Our other subject of interest here, fresh water mussels, are already victim to the effects of climate change. Although not as photogenic as polar bears or coral reefs, they play a fundamental role in the health of our waters, each individual adult filtering nearly 10 gallons of water each day. (their cousin, the oyster, can filter 30-40 gallons of water per day) Already, fresh water mussels are considered by some researchers to be the most imperiled group of animals in North America. A majority of the more than 300 species native to North America are either extinct or threatened due to pollution and habitat destruction, and now climate change may be the straw that breaks the camel’s back. According to a USGS study, when water temperatures reach more than 85 degrees, mortality rates for mussels less than two months old jump to nearly 50%. For reference, surface water temperatures in the southeastern U.S. have been recorded above 95 degrees during the recent draught years. Teresa Newton, co-author of the USGS study summed it up well, saying, “If we are not careful, they’re going to wink out in front of our eyes.”

Here at home we are already seeing the effects of climate change first-hand in the two 500-year floods that have occurred in the last 17 years, and the draught-fueled wildfires that burned tens of thousands of acres this year in eastern Tennessee and western North Carolina.

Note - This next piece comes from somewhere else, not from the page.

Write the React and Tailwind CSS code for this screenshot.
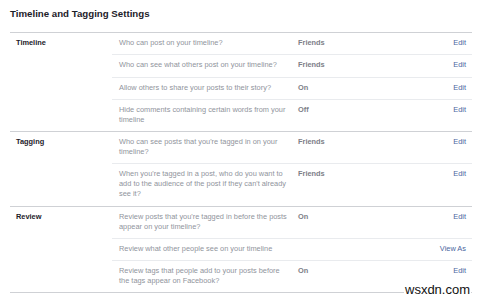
import React from "react";

const sections = [
  {
    label: "Timeline",
    rows: [
      { text: ["Who can post on your timeline?"], value: "Friends", action: "Edit" },
      { text: ["Who can see what others post on your timeline?"], value: "Friends", action: "Edit" },
      { text: ["Allow others to share your posts to their story?"], value: "On", action: "Edit" },
      { text: ["Hide comments containing certain words from your", "timeline"], value: "Off", action: "Edit" },
    ],
  },
  {
    label: "Tagging",
    rows: [
      { text: ["Who can see posts that you're tagged in on your", "timeline?"], value: "Friends", action: "Edit" },
      {
        text: [
          "When you're tagged in a post, who do you want to",
          "add to the audience of the post if they can't already",
          "see it?",
        ],
        value: "Friends",
        action: "Edit",
      },
    ],
  },
  {
    label: "Review",
    rows: [
      { text: ["Review posts that you're tagged in before the posts", "appear on your timeline?"], value: "On", action: "Edit" },
      { text: ["Review what other people see on your timeline"], value: "", action: "View As" },
      { text: ["Review tags that people add to your posts before", "the tags appear on Facebook?"], value: "On", action: "Edit" },
    ],
  },
];

export default function App() {
  return (
    <div
      className="relative w-[480px] h-[300px] bg-white overflow-hidden"
      style={{ fontFamily: '"Liberation Sans", Arial, sans-serif' }}
    >
      <div className="pl-[10px] pt-[8px]">
        <div className="text-[9.7px] leading-[12px] font-bold text-[#1d2129] mb-[12px]">
          Timeline and Tagging Settings
        </div>
        <div className="w-[462px] border-b border-[#cfd1d5]">
          {sections.map((s) => (
            <div key={s.label} className="flex border-t border-[#cfd1d5]">
              <div className="w-[102px] pl-[6px] pt-[5px] text-[7.4px] leading-[10px] font-bold text-[#1d2129]">
                {s.label}
              </div>
              <div className="flex-1">
                {s.rows.map((r, i) => (
                  <div
                    key={i}
                    className={
                      "flex pt-[5px] pb-[6.25px] text-[7.4px] leading-[10px] " +
                      (i > 0 ? "border-t border-[#e9ebee]" : "")
                    }
                  >
                    <div className="w-[186px] pl-[7px] text-[#90949c] whitespace-nowrap">
                      {r.text.map((t, j) => (
                        <div key={j}>{t}</div>
                      ))}
                    </div>
                    <div className="w-[80px] font-bold text-[#7d8087]">{r.value}</div>
                    <div className="flex-1 text-right pr-[6px] text-[#4a66a0]">{r.action}</div>
                  </div>
                ))}
              </div>
            </div>
          ))}
        </div>
      </div>
      <div className="absolute left-[404px] top-[283px] bg-white px-[1px] text-[13px] leading-[14px] text-[#111]">
        wsxdn.com
      </div>
    </div>
  );
}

Combined, these events have caused billions of dollars in damage to our environment, our infrastructure, and our personal property. The effects of climate change make the news when rivers flood and forests burn, but their impacts are degrading our fresh water resources every day, in ways that we don’t see or think about in our day to day lives, and in more ways than just the two I have touched on here. Increasing levels of algae, especially hazardous algae blooms of the blue-green type, and loss of our bivalve filter feeders like fresh water mussels, are a recipe for disaster in our rivers. As a prospect, this would be extremely unsettling, but in this case, the painful reality is that it is already happening right in our back yards.